Eu, então, entendi o que é a responsabilidade e também passei a lamentar pelo Brasil. Explico um de cada vez. A responsabilidade é a condição sine qua non para a liberdade. Há uma falsa ideia de que a liberdade é fazer o que se bem entender. Ora, esse é sem dúvidas mais um erro crasso. Não ser limitado é impossível, somos o tempo todo limitados pela nossa psique, pela cultura vigente, pelas leis da física. A liberdade é uma compreensão do que se faz e do que se ganha fazendo-o. Um homem livre sabe as consequências dos seus atos e está disposto a arcar com eles.


O professor me elogiou por ter abraçado toda a culpa da minha falha, não querer passar por justo, mas simplesmente ter admitido meu erro. Não fiz a tarefa, mas a aprendi a lição.

Já a Crasso, o professor repreendeu por buscar se esquivar daquilo que lhe é devido, sua punição por sua falha. Ora, não há nada mais justo em punir quem se falha, é uma questão de justiça para com os que não falharam. Não punir o erro o iguala ao acerto. Se não há motivo para temer os efeitos do vício, então a virtude é desonrada.
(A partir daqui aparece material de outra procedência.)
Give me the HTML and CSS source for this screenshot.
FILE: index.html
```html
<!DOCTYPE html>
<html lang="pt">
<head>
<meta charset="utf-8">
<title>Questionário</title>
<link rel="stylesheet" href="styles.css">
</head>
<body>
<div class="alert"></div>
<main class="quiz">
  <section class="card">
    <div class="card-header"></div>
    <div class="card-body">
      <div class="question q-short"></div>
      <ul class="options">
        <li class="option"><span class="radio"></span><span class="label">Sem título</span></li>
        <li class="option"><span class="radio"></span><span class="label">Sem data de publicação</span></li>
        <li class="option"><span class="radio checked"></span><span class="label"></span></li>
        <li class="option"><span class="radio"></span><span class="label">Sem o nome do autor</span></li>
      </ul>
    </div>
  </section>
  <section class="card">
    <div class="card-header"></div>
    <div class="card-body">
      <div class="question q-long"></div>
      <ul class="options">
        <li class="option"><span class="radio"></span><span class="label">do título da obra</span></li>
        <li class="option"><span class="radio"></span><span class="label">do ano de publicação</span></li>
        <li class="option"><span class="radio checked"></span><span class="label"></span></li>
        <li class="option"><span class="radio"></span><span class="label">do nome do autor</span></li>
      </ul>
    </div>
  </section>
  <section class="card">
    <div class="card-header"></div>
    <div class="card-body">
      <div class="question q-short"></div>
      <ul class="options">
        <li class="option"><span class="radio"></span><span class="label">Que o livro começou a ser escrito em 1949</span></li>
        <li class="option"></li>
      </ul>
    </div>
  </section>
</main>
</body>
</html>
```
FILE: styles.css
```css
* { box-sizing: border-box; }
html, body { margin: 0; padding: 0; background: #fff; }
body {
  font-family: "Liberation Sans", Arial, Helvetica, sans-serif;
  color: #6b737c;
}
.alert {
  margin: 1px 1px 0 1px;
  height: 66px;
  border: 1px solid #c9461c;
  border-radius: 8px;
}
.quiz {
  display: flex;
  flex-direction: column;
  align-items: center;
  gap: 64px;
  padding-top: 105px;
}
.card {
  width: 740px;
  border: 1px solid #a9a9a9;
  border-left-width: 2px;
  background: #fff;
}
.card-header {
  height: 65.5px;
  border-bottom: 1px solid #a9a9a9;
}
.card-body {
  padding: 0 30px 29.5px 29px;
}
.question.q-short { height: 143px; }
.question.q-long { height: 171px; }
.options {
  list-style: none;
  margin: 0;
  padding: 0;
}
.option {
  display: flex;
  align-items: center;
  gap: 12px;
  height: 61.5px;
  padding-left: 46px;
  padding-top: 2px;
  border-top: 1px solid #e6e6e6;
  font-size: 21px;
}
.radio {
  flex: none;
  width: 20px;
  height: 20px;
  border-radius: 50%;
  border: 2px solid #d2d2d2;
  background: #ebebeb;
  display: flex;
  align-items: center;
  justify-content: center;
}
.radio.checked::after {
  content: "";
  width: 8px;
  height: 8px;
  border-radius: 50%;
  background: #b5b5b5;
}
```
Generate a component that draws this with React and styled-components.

E assim começa meu lamento pelo Brasil. Muito se diz em impunidade, mas a verdade é que é muito perceptível o quanto o brasileiro – não sei se lá fora os outros também o fazem, falo do que vejo no meu dia-a-dia – busca fugir de qualquer fruto nocivo de suas misérias, enquanto não se indispõe de maneira nenhuma em galgar o belo fruto que suas ações não produziram. Trata-se de uma falha de caráter crônica em uma sociedade como um todo.


O aluno que não faz a tarefa e pega a do colega, ou que copia as respostas de qualquer maneira em seu caderno sem esforço nenhum em aprender a lição; o marido que se deita com outra mulher e pretende manter o casamento com a esposa traída; o político ou o ladrão que roubam dinheiro, mas não querem se ver com a justiça; o promíscuo que deseja manter as aparências ou que não quer a saúde abalada por sua promiscuidade. São muitos os exemplos de pessoas que fogem dos frutos de suas ações.


Ora, Aristóteles entende a Justiça como a virtude que dá a cada um aquilo que lhe é devido. Nada mais certo, então em entregar a cada árvore seu fruto. Aí está a verdadeira liberdade, em plantar a laranjeira esperando laranjas e a mamoneira esperando mamonas. O que Crasso, o motorista que alega não ter batido e o aluno das folhas de fichário não entenderam é que admitir os seus erros não irá os livrar da culpa, mas vai fazer com que suas ações se tornem mais livres e, seus âmagos, mais honestos.


Eu ainda espero encontrar muita gente que fuja de todas as consequências negativas de seus atos, mas acredito que encontrarei um ou outro por aí que não terão medo em admitir suas culpas e, ao ver essa virtude, ficarei satisfeito por ver que ainda há esperanças. Até lá, vou usar o exemplo de Crasso para me manter na linha e para orientar meus alunos no caminho da liberdade. As consequências disso são evidentes, homens e mulheres melhores, mas deixemos isso para quando começar a aula, para quando tocar o sino.